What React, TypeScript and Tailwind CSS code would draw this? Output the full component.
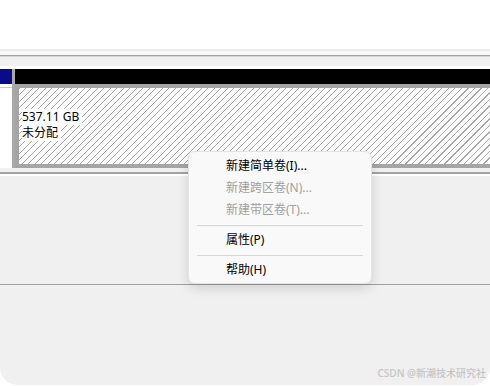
export default function App() {
  return (
    <div className="relative h-[386px] w-[490px] overflow-hidden bg-white font-['Noto_Sans','Noto_Sans_CJK_SC',sans-serif] text-[12px] text-black">
      <div className="h-[49px] bg-white" />

      {/* toolbar strip */}
      <div className="h-[2px] bg-[#ececec]" />
      <div className="h-[4px] bg-[#f7f7f7]" />
      <div className="h-px bg-[#a0a0a0]" />
      <div className="h-px bg-[#d4d4d4]" />
      <div className="h-[9px] bg-[#f0f0f0]" />
      <div className="h-[3px] bg-white" />

      {/* disk row */}
      <div className="flex h-[99px]">
        <div className="flex w-[12px] flex-col">
          <div className="h-[15px] bg-[#0a0a8c]" />
          <div className="h-[3px] bg-white" />
          <div className="h-px bg-[#c8c8c8]" />
          <div className="flex-1 bg-white" />
        </div>
        <div className="w-[3px] bg-[#a8a8a8]" />
        <div className="flex flex-1 flex-col">
          <div className="h-[15px] bg-black" />
          <div className="flex-1 border-x-[4px] border-y-[4px] border-r-0 border-[#a5a5a5] bg-[repeating-linear-gradient(135deg,#a6a6a6_0_0.8px,#ffffff_0.8px_4.6px)] pl-[3px] pt-[21px]">
            <div className="flex flex-col items-start leading-[16px]">
              <span className="bg-white pr-[3px]">537.11 GB</span>
              <span className="bg-white pr-[3px]">未分配</span>
            </div>
          </div>
        </div>
      </div>

      <div className="h-[4px] bg-[#f0f0f0]" />
      <div className="h-[2px] bg-[#a3a3a3]" />
      <div className="h-[2px] bg-white" />

      {/* lower panel */}
      <div className="h-[109px] border-b border-[#a0a0a0] bg-[#f0f0f0]" />
      <div className="relative h-[100px] rounded-b-[18px] bg-[#f0f0f0]">
        <span className="absolute bottom-[4px] right-[4px] text-[10px] font-medium text-[#c4c4c4]">
          CSDN @新潮技术研究社
        </span>
      </div>

      {/* context menu */}
      <div className="absolute left-[188px] top-[151px] w-[184px] rounded-[7px] border border-[#e3e3e3] bg-[#f9f9f9] pb-[2px] pt-[3px] shadow-[0_4px_12px_rgba(0,0,0,0.14)]">
        <div className="flex h-[22px] items-center pl-[37px]">新建简单卷(I)...</div>
        <div className="flex h-[22px] items-center pl-[37px] text-[#a0a0a0]">新建跨区卷(N)...</div>
        <div className="flex h-[22px] items-center pl-[37px] text-[#a0a0a0]">新建带区卷(T)...</div>
        <div className="flex h-[8px] items-center px-[8px]">
          <div className="h-px w-full bg-[#d6d6d6]" />
        </div>
        <div className="flex h-[22px] items-center pl-[37px]">属性(P)</div>
        <div className="flex h-[8px] items-center px-[8px]">
          <div className="h-px w-full bg-[#d6d6d6]" />
        </div>
        <div className="flex h-[22px] items-center pl-[37px]">帮助(H)</div>
      </div>
    </div>
  );
}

Problem description
Your task is to repeat the data above exactly while excluding the pictures.

Answer in full
What React, TypeScript and Tailwind CSS code would draw this? Output the full component.
export default function App() {
  return (
    <div className="relative h-[386px] w-[490px] overflow-hidden bg-white font-['Noto_Sans','Noto_Sans_CJK_SC',sans-serif] text-[12px] text-black">
      <div className="h-[49px] bg-white" />

      {/* toolbar strip */}
      <div className="h-[2px] bg-[#ececec]" />
      <div className="h-[4px] bg-[#f7f7f7]" />
      <div className="h-px bg-[#a0a0a0]" />
      <div className="h-px bg-[#d4d4d4]" />
      <div className="h-[9px] bg-[#f0f0f0]" />
      <div className="h-[3px] bg-white" />

      {/* disk row */}
      <div className="flex h-[99px]">
        <div className="flex w-[12px] flex-col">
          <div className="h-[15px] bg-[#0a0a8c]" />
          <div className="h-[3px] bg-white" />
          <div className="h-px bg-[#c8c8c8]" />
          <div className="flex-1 bg-white" />
        </div>
        <div className="w-[3px] bg-[#a8a8a8]" />
        <div className="flex flex-1 flex-col">
          <div className="h-[15px] bg-black" />
          <div className="flex-1 border-x-[4px] border-y-[4px] border-r-0 border-[#a5a5a5] bg-[repeating-linear-gradient(135deg,#a6a6a6_0_0.8px,#ffffff_0.8px_4.6px)] pl-[3px] pt-[21px]">
            <div className="flex flex-col items-start leading-[16px]">
              <span className="bg-white pr-[3px]">537.11 GB</span>
              <span className="bg-white pr-[3px]">未分配</span>
            </div>
          </div>
        </div>
      </div>

      <div className="h-[4px] bg-[#f0f0f0]" />
      <div className="h-[2px] bg-[#a3a3a3]" />
      <div className="h-[2px] bg-white" />

      {/* lower panel */}
      <div className="h-[109px] border-b border-[#a0a0a0] bg-[#f0f0f0]" />
      <div className="relative h-[100px] rounded-b-[18px] bg-[#f0f0f0]">
        <span className="absolute bottom-[4px] right-[4px] text-[10px] font-medium text-[#c4c4c4]">
          CSDN @新潮技术研究社
        </span>
      </div>

      {/* context menu */}
      <div className="absolute left-[188px] top-[151px] w-[184px] rounded-[7px] border border-[#e3e3e3] bg-[#f9f9f9] pb-[2px] pt-[3px] shadow-[0_4px_12px_rgba(0,0,0,0.14)]">
        <div className="flex h-[22px] items-center pl-[37px]">新建简单卷(I)...</div>
        <div className="flex h-[22px] items-center pl-[37px] text-[#a0a0a0]">新建跨区卷(N)...</div>
        <div className="flex h-[22px] items-center pl-[37px] text-[#a0a0a0]">新建带区卷(T)...</div>
        <div className="flex h-[8px] items-center px-[8px]">
          <div className="h-px w-full bg-[#d6d6d6]" />
        </div>
        <div className="flex h-[22px] items-center pl-[37px]">属性(P)</div>
        <div className="flex h-[8px] items-center px-[8px]">
          <div className="h-px w-full bg-[#d6d6d6]" />
        </div>
        <div className="flex h-[22px] items-center pl-[37px]">帮助(H)</div>
      </div>
    </div>
  );
}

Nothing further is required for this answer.